Один из основных выходов к философии, как уже сказано, доставляла историческая рефлексия. В России она всегда тяготела к «историософии», вольному жанру, сливающему в себе элементы философии истории, культурфилософии, социальной философии. Далее, к развитию философии вела прямиком и другая нить, идущая от адептов масонства и прочих религиозно-мистических движений, что изобиловали в царствования Екатерины, Павла и Александра. Еще одну нить составило русское шеллингианство, представленное целым рядом профессоров университетов и духовных академий, влиятельное и в культуре светских салонов. Наконец, после Отечественной войны в декабристских и примыкающих к ним кругах активно развивается общественно-политическая мысль.
В итоге, многие нити, многие тенденции российского культурного процесса, соединяясь, к 30-м годам 19 в. приводят к активному пробуждению теоретического сознания, к растущей и ширящейся рефлексии, исторической, социальной, культурфилософской – и наконец собственно философской. Назревает и начинается, по крылатому выражению Михаила Гершензона, «великий ледоход русской мысли». Его нам и предстоит осветить.

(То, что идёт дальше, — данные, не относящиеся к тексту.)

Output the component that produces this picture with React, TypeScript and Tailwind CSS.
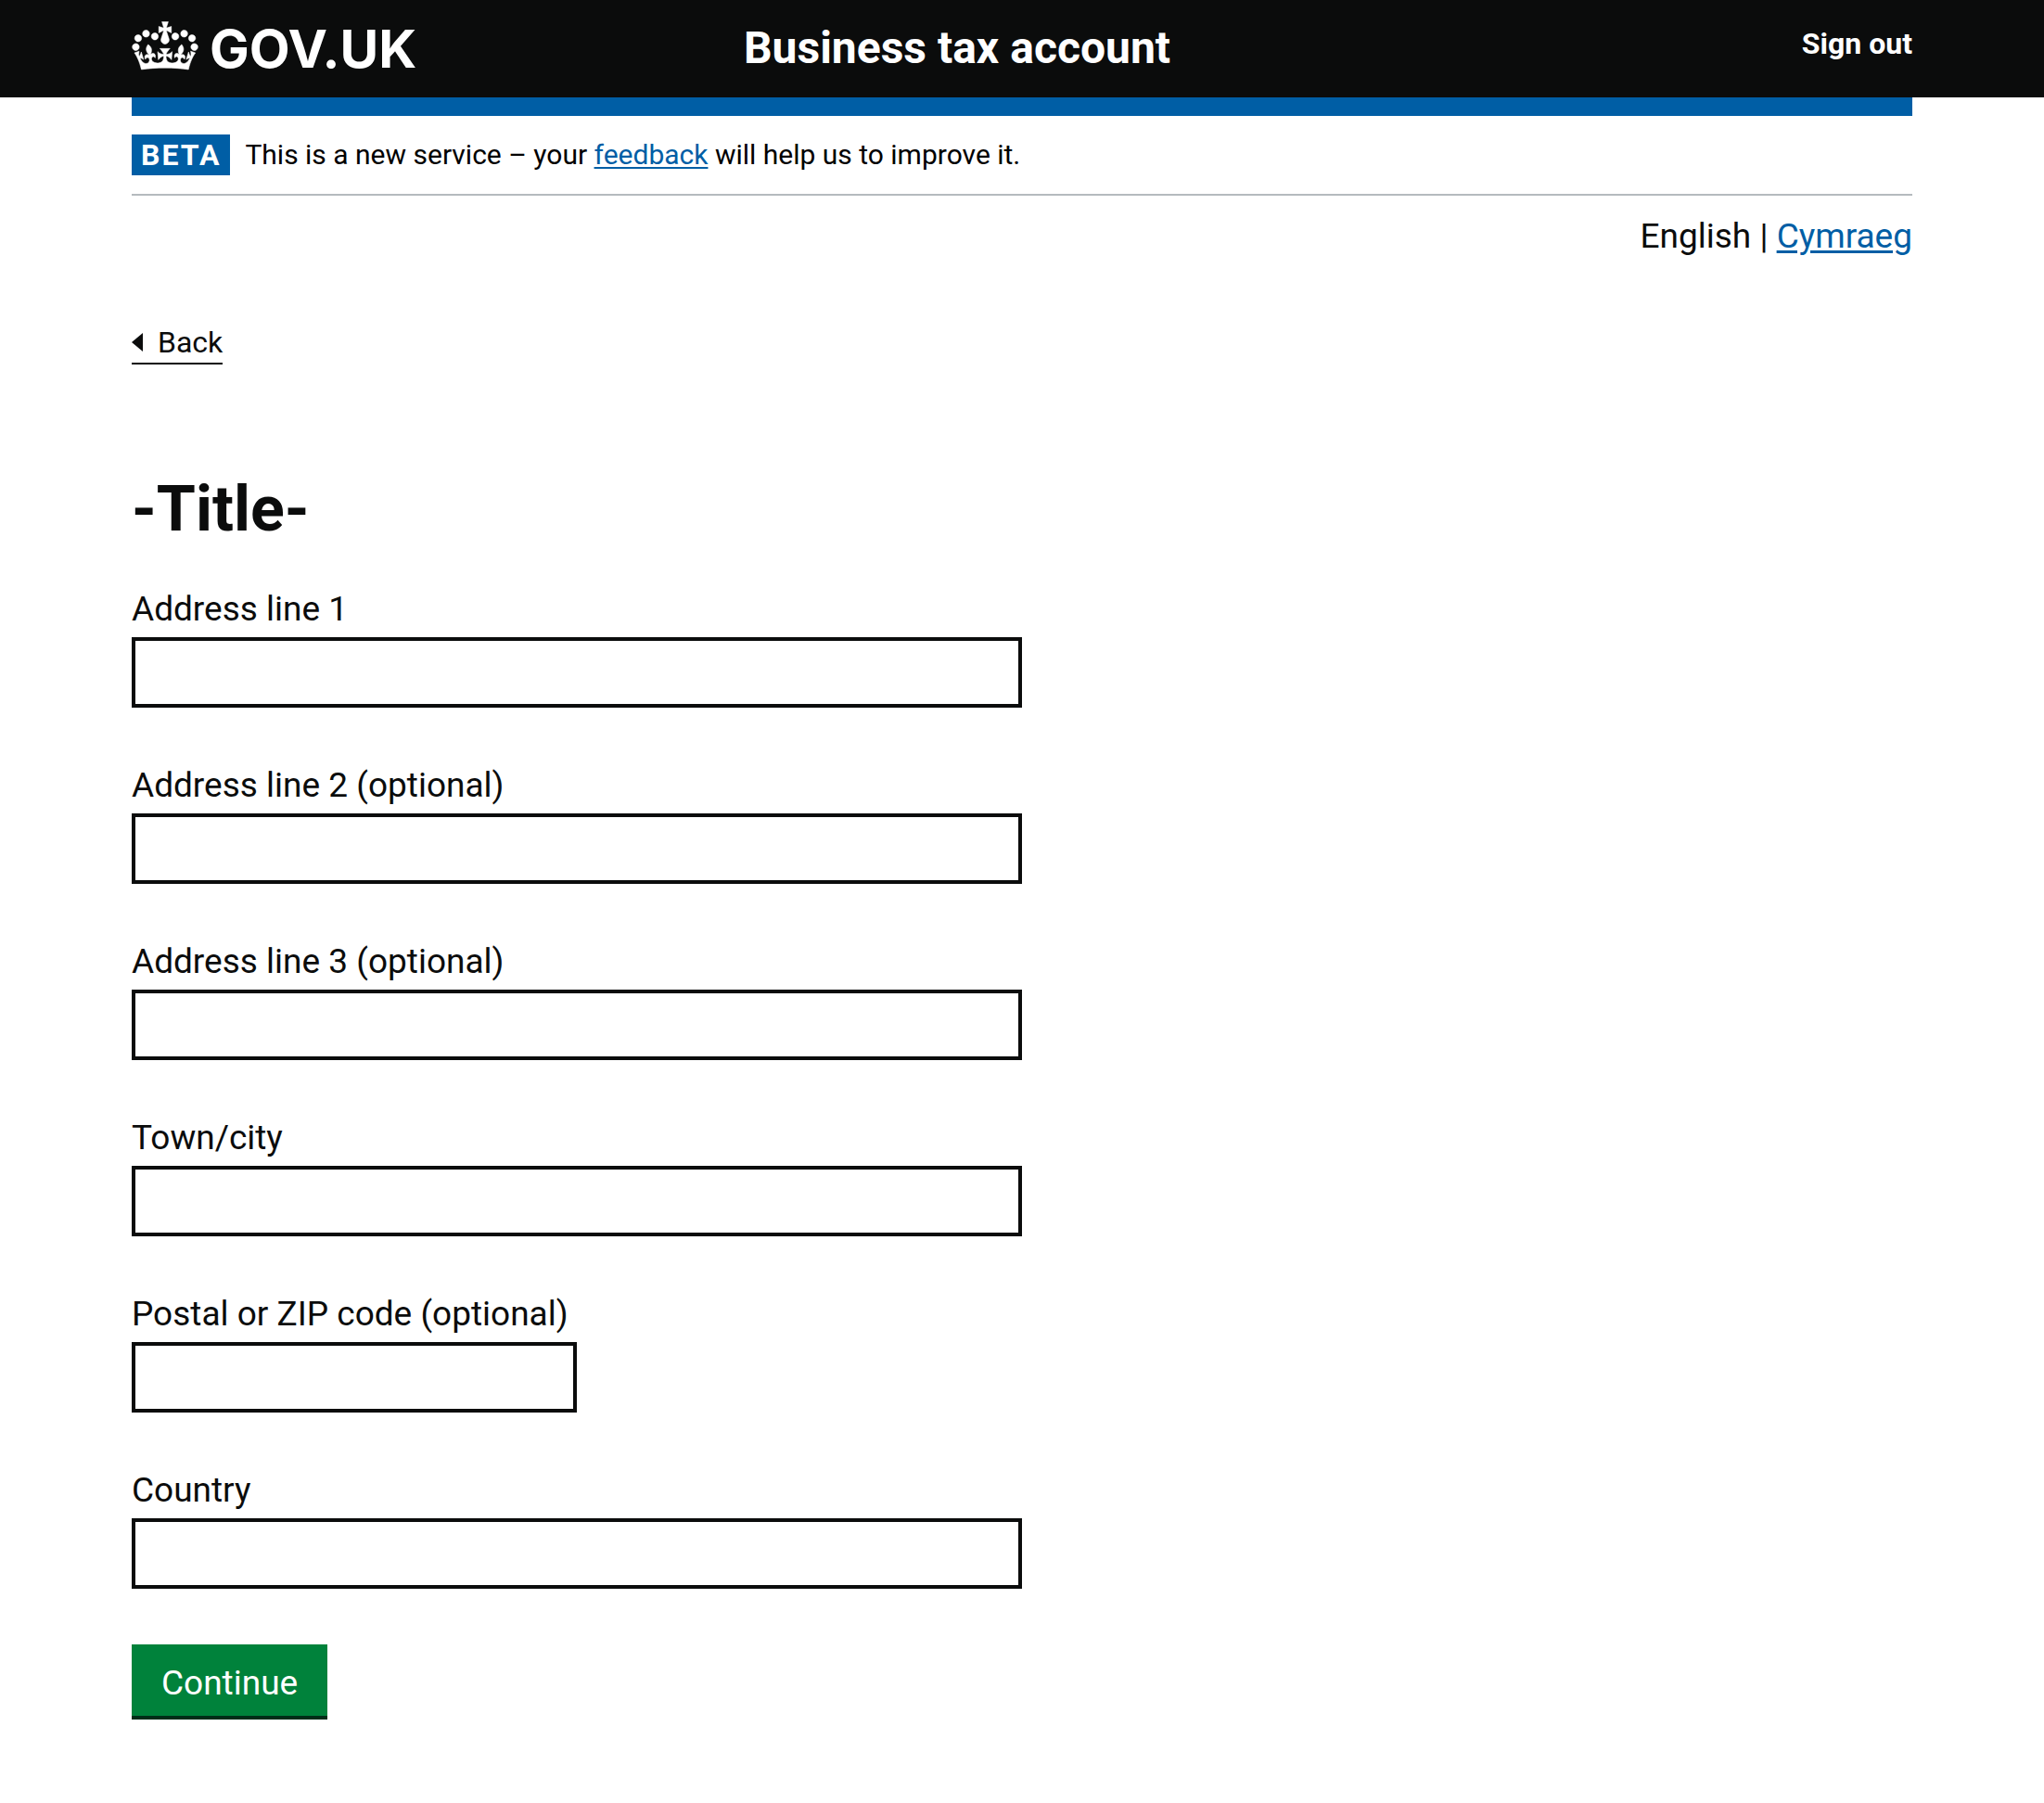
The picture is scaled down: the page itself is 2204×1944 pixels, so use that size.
const crownPath =
  'M25 30.2c3.5 1.5 7.7-.2 9.1-3.7 1.5-3.6-.2-7.8-3.9-9.2-3.6-1.4-7.6.3-9.1 3.9-1.4 3.5.3 7.5 3.9 9zM9 39.5c3.6 1.5 7.8-.2 9.2-3.7 1.5-3.6-.2-7.8-3.9-9.1-3.6-1.5-7.6.2-9.1 3.8-1.4 3.5.3 7.5 3.8 9zM4.4 57.2c3.5 1.5 7.7-.2 9.1-3.8 1.5-3.6-.2-7.7-3.9-9.1-3.5-1.5-7.6.3-9.1 3.8-1.4 3.5.3 7.6 3.9 9.1zm38.3-21.4c3.5 1.5 7.7-.2 9.1-3.8 1.5-3.6-.2-7.7-3.9-9.1-3.6-1.5-7.6.3-9.1 3.8-1.3 3.6.4 7.7 3.9 9.1zm64.4-5.6c-3.6 1.5-7.8-.2-9.1-3.7-1.5-3.6.2-7.8 3.8-9.2 3.6-1.4 7.7.3 9.2 3.9 1.3 3.5-.4 7.5-3.9 9zm15.9 9.3c-3.6 1.5-7.7-.2-9.1-3.7-1.5-3.6.2-7.8 3.7-9.1 3.6-1.5 7.7.2 9.2 3.8 1.5 3.5-.3 7.5-3.8 9zm4.7 17.7c-3.6 1.5-7.8-.2-9.2-3.8-1.5-3.6.2-7.7 3.9-9.1 3.6-1.5 7.7.3 9.2 3.8 1.3 3.5-.4 7.6-3.9 9.1zM89.3 35.8c-3.6 1.5-7.8-.2-9.2-3.8-1.4-3.6.2-7.7 3.9-9.1 3.6-1.5 7.7.3 9.2 3.8 1.4 3.6-.3 7.7-3.9 9.1zM69.7 17.7l8.9 4.7V9.3l-8.9 2.8c-.2-.3-.5-.6-.9-.9L72.4 0H59.6l3.5 11.2c-.3.3-.6.5-.9.9l-8.8-2.8v13.1l8.8-4.7c.3.3.6.7.9.9l-5 15.4v.1c-.2.8-.4 1.6-.4 2.4 0 4.1 3.1 7.5 7 8.1h.2c.3 0 .7.1 1 .1.4 0 .7 0 1-.1h.2c4-.6 7.1-4.1 7.1-8.1 0-.8-.1-1.7-.4-2.4V34l-5.1-15.4c.4-.2.7-.6 1-.9zM66 92.8c16.9 0 32.8 1.1 47.1 3.2 4-16.9 8.9-26.7 14-33.5l-9.6-3.4c1 4.9 1.1 7.2 0 10.2-1.5-1.4-3-4.3-4.2-8.7L108.6 76c2.8-2 5-3.2 7.5-3.3-4.4 9.4-10 11.9-13.6 11.2-4.3-.8-6.3-4.6-5.6-7.9 1-4.7 5.7-5.9 8-.5 4.3-8.7-3-11.4-7.6-8.8 7.1-7.2 7.9-13.5 2.1-21.1-8 6.1-8.1 12.3-4.5 20.8-4.7-5.4-12.1-2.5-9.5 6.2 3.4-5.2 7.9-2 7.2 3.1-.6 4.3-6.4 7.8-13.5 7.2-10.3-.9-10.9-8-11.2-13.8 2.5-.5 7.1 1.8 11 7.3L80.2 60c-4.1 4.4-8 5.3-12.3 5.4 1.4-4.4 8-11.6 8-11.6H55.5s6.4 7.2 7.9 11.6c-4.2-.1-8-1-12.3-5.4l1.4 16.4c3.9-5.5 8.5-7.7 10.9-7.3-.3 5.8-.9 12.8-11.1 13.8-7.2.6-12.9-2.9-13.5-7.2-.7-5 3.8-8.3 7.1-3.1 2.7-8.7-4.6-11.6-9.4-6.2 3.7-8.5 3.6-14.7-4.6-20.8-5.8 7.6-5 13.9 2.2 21.1-4.7-2.6-11.9.1-7.7 8.8 2.3-5.5 7.1-4.2 8.1.5.7 3.3-1.3 7.1-5.7 7.9-3.5.7-9-1.8-13.5-11.2 2.5.1 4.7 1.3 7.5 3.3l-4.7-15.4c-1.2 4.4-2.7 7.2-4.3 8.7-1.1-3-.9-5.3 0-10.2l-9.5 3.4c5 6.9 9.9 16.7 14 33.5 14.8-2.1 30.8-3.2 47.7-3.2z';

type Field = { id: string; label: string; short?: boolean };

const fields: Field[] = [
  { id: 'address-line-1', label: 'Address line 1' },
  { id: 'address-line-2', label: 'Address line 2 (optional)' },
  { id: 'address-line-3', label: 'Address line 3 (optional)' },
  { id: 'town', label: 'Town/city' },
  { id: 'postcode', label: 'Postal or ZIP code (optional)', short: true },
  { id: 'country', label: 'Country' },
];

function Header() {
  return (
    <header className="bg-[#0b0c0c] text-white">
      <div className="mx-auto flex h-[105px] max-w-[1920px] items-start font-bold">
        <div className="flex w-1/3 pt-[22px]">
          <a href="#home" className="flex items-start gap-3">
            <svg
              aria-hidden="true"
              viewBox="-1 -1 134 99"
              className="mt-px h-[53px] w-[72px] fill-current stroke-current"
            >
              <path fillRule="evenodd" strokeWidth="1" d={crownPath} />
            </svg>
            <span className="font-[Inter,sans-serif] text-[57px] leading-[62px]">GOV.UK</span>
          </a>
        </div>
        <a href="#account" className="ml-5 flex-1 pt-5 text-[48px] leading-[64px]">
          Business tax account
        </a>
        <a href="#sign-out" className="pt-[27px] text-[32px] leading-[40px]">
          Sign out
        </a>
      </div>
    </header>
  );
}

function PhaseBanner() {
  return (
    <div className="flex items-center gap-4 border-b-2 border-[#b5babe] py-5 text-[30px] leading-[44px] text-black">
      <strong className="bg-[#005ea5] px-[10px] text-[32px] tracking-[2px] text-white">BETA</strong>
      <span>
        This is a new service – your{' '}
        <a href="#feedback" className="text-[#005ea5] underline decoration-2 underline-offset-[3px]">
          feedback
        </a>{' '}
        will help us to improve it.
      </span>
    </div>
  );
}

function AddressForm() {
  return (
    <form className="flex w-1/2 flex-col items-start">
      {fields.map((field) => (
        <div key={field.id} className="mb-[60px] flex w-full flex-col gap-[6px]">
          <label htmlFor={field.id} className="leading-[48px]">
            {field.label}
          </label>
          <input
            id={field.id}
            name={field.id}
            type="text"
            className={
              field.short
                ? 'h-[76px] w-1/2 border-4 border-[#0b0c0c] px-2'
                : 'h-[76px] w-full border-4 border-[#0b0c0c] px-2'
            }
          />
        </div>
      ))}
      <button
        type="submit"
        className="border-b-4 border-[#002d18] bg-[#00823b] px-8 pt-[18px] pb-[11px] leading-[48px] text-white"
      >
        Continue
      </button>
    </form>
  );
}

export default function App() {
  return (
    <div className="min-h-screen bg-white font-[Roboto,sans-serif] text-[37px] text-[#0b0c0c]">
      <Header />
      <div className="mx-auto max-w-[1920px]">
        <div className="h-5 bg-[#005ea5]" />
        <PhaseBanner />
        <nav aria-label="Language" className="pt-5 text-right leading-[48px]">
          English |{' '}
          <a href="#cy" className="text-[#005ea5] underline decoration-[3px] underline-offset-[3px]">
            Cymraeg
          </a>
        </nav>
        <main className="flex flex-col items-start">
          <a
            href="#back"
            className="mt-[68px] flex items-center gap-4 border-b-2 border-[#0b0c0c] text-[32px] leading-[44px]"
          >
            <svg aria-hidden="true" viewBox="0 0 12 20" className="h-5 w-3 fill-current">
              <path d="M0 10 12 0v20z" />
            </svg>
            Back
          </a>
          <h1 className="mt-[106px] mb-[34px] text-[68px] leading-[100px] font-bold">-Title-</h1>
          <AddressForm />
        </main>
      </div>
    </div>
  );
}
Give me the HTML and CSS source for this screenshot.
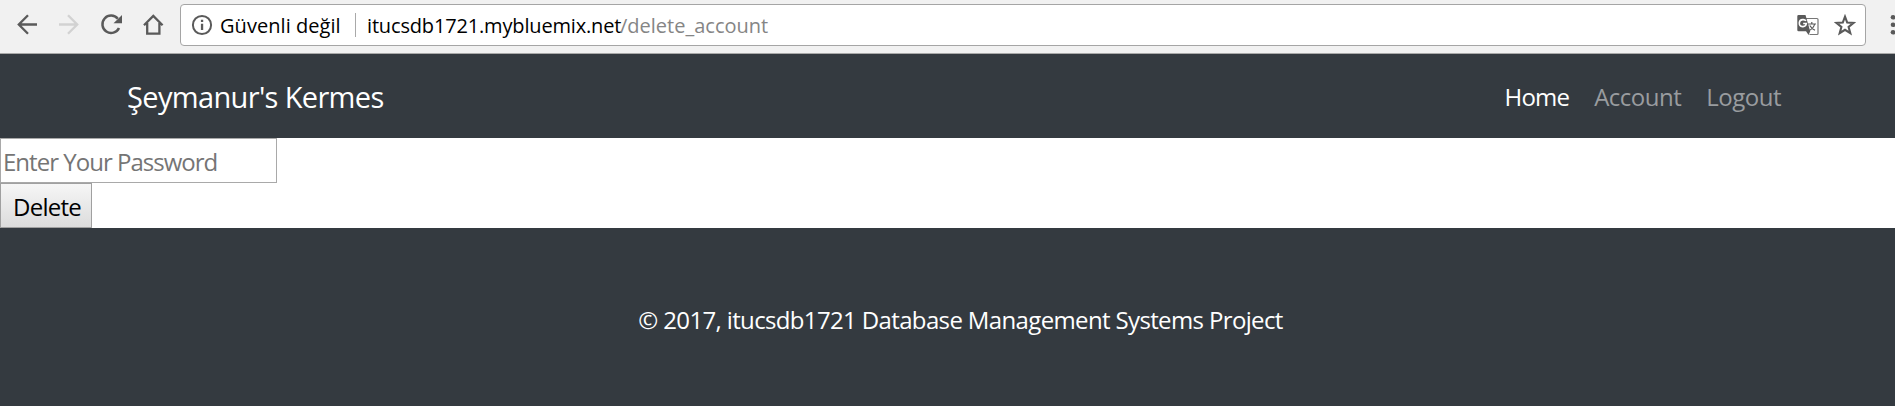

II. ГЕНЕЗИС ФИЛОСОФСКОГО ПРОЦЕССА
Кружки, их почва и пища
В идейной истории России с «ледоходом» неотрывно соединено слово «кружок». Кружок – очаг и движитель, главный механизм идейного развития России в эпоху дворянской культуры (когда он часто, хотя и не всегда, бытовал в салонах), а затем и культуры разночинской (когда салоны отошли в прошлое). Известный, разумеется, во всех европейских обществах, он все же, пожалуй, нигде более не играл такой кардинальной роли: у нас же свыше столетия, от «арзамасцев» в Петербурге до евразийцев в Софии, культурные явления и движения почти неизменно зачинались в форме длительных, интенсивных дискуссий, «русских разговоров», в тесном кругу дружески связанных людей. Нередко они и не перерастали этой формы, оставаясь лишь камерными явлениями, несостоявшимися в большой культуре. Однако в кружках 20-х – 30-х годов 19 столетия зарождались явления отнюдь не камерные. На первом месте в ряду этих явлений – противостояние западников и славянофилов, определившее собой целую эпоху в истории русского сознания.